Awesome
DBStage – Flexible, Staged Query Compilation Playground
Introduction
This repository contains a proof of concept for a configurable language-integrated runtime query compiler based on staging. The implementation relies on the Squid type-safe metaprogramming framework for Scala, which makes its code manipulation and generation capabilities fairly robust.
The main features are:
-
An expressive SQL embedded DSL (still currently missing many features), with type-safe integration to normal Scala programs (LinQ-style);
-
A backend implemented using powerful abstractions and Scala modular programming, which allows great configurability at no runtime cost: experiment and combine different ways to store relation tables (column store, row store, hash map), different ways to index them, different ways to query them (push, pull), etc.
Step by step
1. define the database relations
case object Person extends Relation {
val Id = Column[Int]("Id", primary = true)

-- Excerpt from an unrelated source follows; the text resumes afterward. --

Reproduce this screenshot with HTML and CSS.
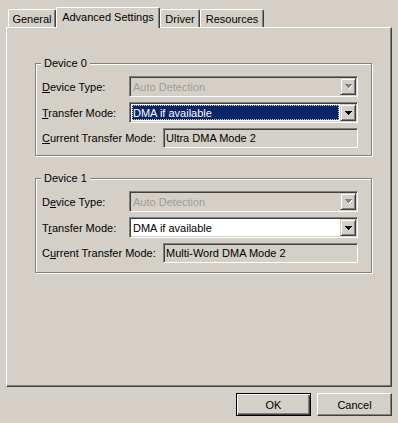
FILE: index.html
```html
<!DOCTYPE html>
<html lang="en">
<head>
    <meta charset="UTF-8">
    <title>Advanced Settings</title>
    <link rel="stylesheet" href="styles.css">
</head>
<body>
    <div class="dialog">
        <div class="tabs">
            <div class="tab tab-general">General</div>
            <div class="tab tab-active tab-advanced">Advanced Settings</div>
            <div class="tab tab-driver">Driver</div>
            <div class="tab tab-resources">Resources</div>
        </div>

        <div class="panel">
            <!-- Device 0 -->
            <div class="group">
                <span class="legend">Device 0</span>
                <div class="row">
                    <span class="label label-combo"><u>D</u>evice Type:</span>
                    <div class="combo">
                        <span class="combo-text disabled">Auto Detection</span>
                        <span class="combo-btn">
                            <svg width="7" height="5" viewBox="0 0 7 5" class="arrow">
                                <path d="M1 1h7v1h-7zM2 2h5v1h-5zM3 3h3v1h-3zM4 4h1v1h-1z" fill="#fff"/>
                                <path d="M0 0h7v1h-7zM1 1h5v1h-5zM2 2h3v1h-3zM3 3h1v1h-1z" fill="#808080"/>
                            </svg>
                        </span>
                    </div>
                </div>
                <div class="row">
                    <span class="label label-combo"><u>T</u>ransfer Mode:</span>
                    <div class="combo combo-white">
                        <span class="combo-text"><span class="selected">DMA if available</span></span>
                        <span class="combo-btn">
                            <svg width="7" height="4" viewBox="0 0 7 4" class="arrow">
                                <path d="M0 0h7v1h-7zM1 1h5v1h-5zM2 2h3v1h-3zM3 3h1v1h-1z" fill="#000"/>
                            </svg>
                        </span>
                    </div>
                </div>
                <div class="row row-last">
                    <span class="label label-current"><u>C</u>urrent Transfer Mode:</span>
                    <div class="readonly">Ultra DMA Mode 2</div>
                </div>
            </div>

            <!-- Device 1 -->
            <div class="group group-second">
                <span class="legend">Device 1</span>
                <div class="row">
                    <span class="label label-combo">D<u>e</u>vice Type:</span>
                    <div class="combo">
                        <span class="combo-text disabled">Auto Detection</span>
                        <span class="combo-btn">
                            <svg width="7" height="5" viewBox="0 0 7 5" class="arrow">
                                <path d="M1 1h7v1h-7zM2 2h5v1h-5zM3 3h3v1h-3zM4 4h1v1h-1z" fill="#fff"/>
                                <path d="M0 0h7v1h-7zM1 1h5v1h-5zM2 2h3v1h-3zM3 3h1v1h-1z" fill="#808080"/>
                            </svg>
                        </span>
                    </div>
                </div>
                <div class="row">
                    <span class="label label-combo">T<u>r</u>ansfer Mode:</span>
                    <div class="combo combo-white">
                        <span class="combo-text">DMA if available</span>
                        <span class="combo-btn">
                            <svg width="7" height="4" viewBox="0 0 7 4" class="arrow">
                                <path d="M0 0h7v1h-7zM1 1h5v1h-5zM2 2h3v1h-3zM3 3h1v1h-1z" fill="#000"/>
                            </svg>
                        </span>
                    </div>
                </div>
                <div class="row row-last">
                    <span class="label label-current">C<u>u</u>rrent Transfer Mode:</span>
                    <div class="readonly">Multi-Word DMA Mode 2</div>
                </div>
            </div>
        </div>

        <div class="buttons">
            <button class="btn btn-default">OK</button>
            <button class="btn">Cancel</button>
        </div>
    </div>
</body>
</html>
```

FILE: styles.css
```css
body {
    margin: 0;
    background: #d4d0c8;
    font-family: "Liberation Sans", Arial, sans-serif;
    font-size: 11px;
    color: #000;
}
.dialog {
    width: 386px;
    padding: 7px 6px 0 6px;
}

/* tabs */
.tabs {
    display: flex;
    align-items: flex-end;
    height: 20px;
    padding-left: 2px;
}
.tab {
    height: 18px;
    box-sizing: border-box;
    border-top: 1px solid #fff;
    border-left: 1px solid #fff;
    border-right: 1px solid #404040;
    box-shadow: inset -1px 0 #808080;
    border-radius: 2px 2px 0 0;
    display: flex;
    align-items: center;
    justify-content: center;
    padding-top: 1px;
}
.tab-active {
    position: relative;
    z-index: 1;
    height: 21px;
    margin-bottom: -1px;
    padding-top: 0;
    padding-bottom: 3px;
    background: #d4d0c8;
}
.tab-general { width: 48px; }
.tab-advanced { width: 104px; }
.tab-driver { width: 40px; }
.tab-resources { width: 64px; }

.panel {
    height: 360px;
    box-sizing: border-box;
    border: 1px solid;
    border-color: #fff #404040 #404040 #fff;
    box-shadow: inset -1px -1px #808080;
    padding-top: 35px;
}

/* group boxes */
.group {
    position: relative;
    width: 337px;
    margin-left: 28px;
    box-sizing: border-box;
    border: 1px solid #808080;
    box-shadow: 1px 1px #fff, inset 1px 1px #fff;
    padding: 12px 0 7px 6px;
}
.group-second {
    margin-top: 22px;
    padding-bottom: 9px;
}
.legend {
    position: absolute;
    top: -7px;
    left: 5px;
    padding: 0 3px;
    line-height: 13px;
    background: #d4d0c8;
}
.row {
    display: flex;
    align-items: center;
    height: 21px;
    margin-bottom: 5px;
}
.row-last {
    height: 20px;
    margin-bottom: 0;
}
.label-combo { width: 87px; }
.label-current { width: 121px; }

/* combo boxes */
.combo, .readonly {
    box-sizing: border-box;
    border: 1px solid;
    border-color: #808080 #fff #fff #808080;
    box-shadow: inset 1px 1px #404040, inset -1px -1px #d4d0c8;
    padding: 1px;
}
.combo {
    width: 229px;
    height: 21px;
    display: flex;
    background: #d4d0c8;
}
.combo-white {
    background: #fff;
}
.combo-text {
    flex: 1;
    display: flex;
    align-items: center;
    padding: 1px;
}
.combo-text.disabled {
    color: #a09d97;
    padding-left: 2px;
}
.combo-white .combo-text {
    padding-left: 2px;
}
.selected {
    flex: 1;
    align-self: stretch;
    display: flex;
    align-items: center;
    margin-left: -1px;
    padding-left: 1px;
    background: #0a246a;
    color: #fff;
    outline: 1px dotted #d4d0c8;
    outline-offset: -1px;
}
.combo-btn {
    width: 16px;
    height: 17px;
    box-sizing: border-box;
    display: flex;
    align-items: center;
    justify-content: center;
    background: #d4d0c8;
    border: 1px solid;
    border-color: #d4d0c8 #404040 #404040 #d4d0c8;
    box-shadow: inset 1px 1px #fff, inset -1px -1px #808080;
}
.arrow {
    display: block;
}
.readonly {
    width: 195px;
    height: 20px;
    display: flex;
    align-items: center;
    padding-left: 2px;
    background: #d4d0c8;
}

/* dialog buttons */
.buttons {
    display: flex;
    justify-content: flex-end;
    gap: 6px;
    margin-top: 6px;
}
.btn {
    width: 75px;
    height: 23px;
    box-sizing: border-box;
    padding: 0;
    font: inherit;
    color: #000;
    background: #d4d0c8;
    border: 1px solid;
    border-color: #fff #404040 #404040 #fff;
    box-shadow: inset -1px -1px #808080;
}
.btn-default {
    border-color: #000;
    box-shadow: inset 1px 1px #fff, inset -1px -1px #404040, inset -2px -2px #808080;
}
```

val Name = Column[String]("Name")
val Age = Column[Int]("Age")
val Sex = Column[Sex]("Sex")
}
2.a. register queries to be executed later, using a SQL-like DSL
import Person._
val q0 = from(Person) where ir"$Age > 18" where ir"$Sex == Male" select (Name,Age)
(Of course, one can write where ir"$Age > 18 && $Sex == Male"
equivalently.)
Note that column types are checked at compile-time, but column reference consistency and ambiguities are checked at query construction time (runtime).
For example if I had written select (Name,Age,Salary)
it would have complained at runtime that there are no such Salary column available. (It would be easy to have a compile-time linter written in Squid to catch these errors earlier.)
2.b. load the data from the file system
Person.loadDataFromFile("data/persons.csv", compileCode = true)
This compiles a program on-the-fly to efficiently load the data given the relation schema.
2.c. on-the-fly compile and execute queries
q0.plan.foreach { case (name, age) => assert(age > 18); println(s"$name $age") }
Notice that the types for name
and age
are correctly inferred as String and Int, respectively.
Importantly, steps 2.a, 2.b and 2.c can be done in any order and can be interleaved.
Another example: all pairs of people of the same age but opposite sex:
val m = from(Person)
val f = from(Person)
val q = ((m where ir"$Sex == Male") join (f where ir"$Sex == Female"))(ir"${m.Age} == ${f.Age}")
.select (m.Age, m.Name, f.Name, m.Id, f.Id)
q.printLines
Which prints the following:
Age(0) | Name(0) | Name(1) | Id(0) | Id(1) |
---|---|---|---|---|
41 | bob parker | julia kenn | 1 | 6 |
... | ... | ... | ... | ... |
The currently supported functionalities are:
- Selection, projection, filtering, (hash) joins
- Option to load data in a hashmap where the keys are the primary keys of the relation; this structure is then used to perform faster joins
- Option to store data in column store, on a per-relation basis (if the above is not applied on the given relation)
- User-defined functions and data types
- Pushing and pulling are both supported
- The type-safe DSL means one can integrate queries inside general purpose program, using DBStage as a simple Scala library
- Engine is agnostic in the underlying data structures and row representation; tables currently use tuples and Scala ArrayBuffer/HashMap's, but we could easily experiment with off-heap memory to avoid boxing, for example.
What I'd like to have in the future:
- Aggregations, grouping, sorting
- Customize the storage of data optimizing for registered queries (possibly adapt it dynamically as more queries are registered)
- Option to instrument the data loading code to add more error recovery and/or add data analytics guiding subsequent query compilation
- Extend the SQL subset with updates, perhaps transactions
- Handling of data on disk, and associated cache management?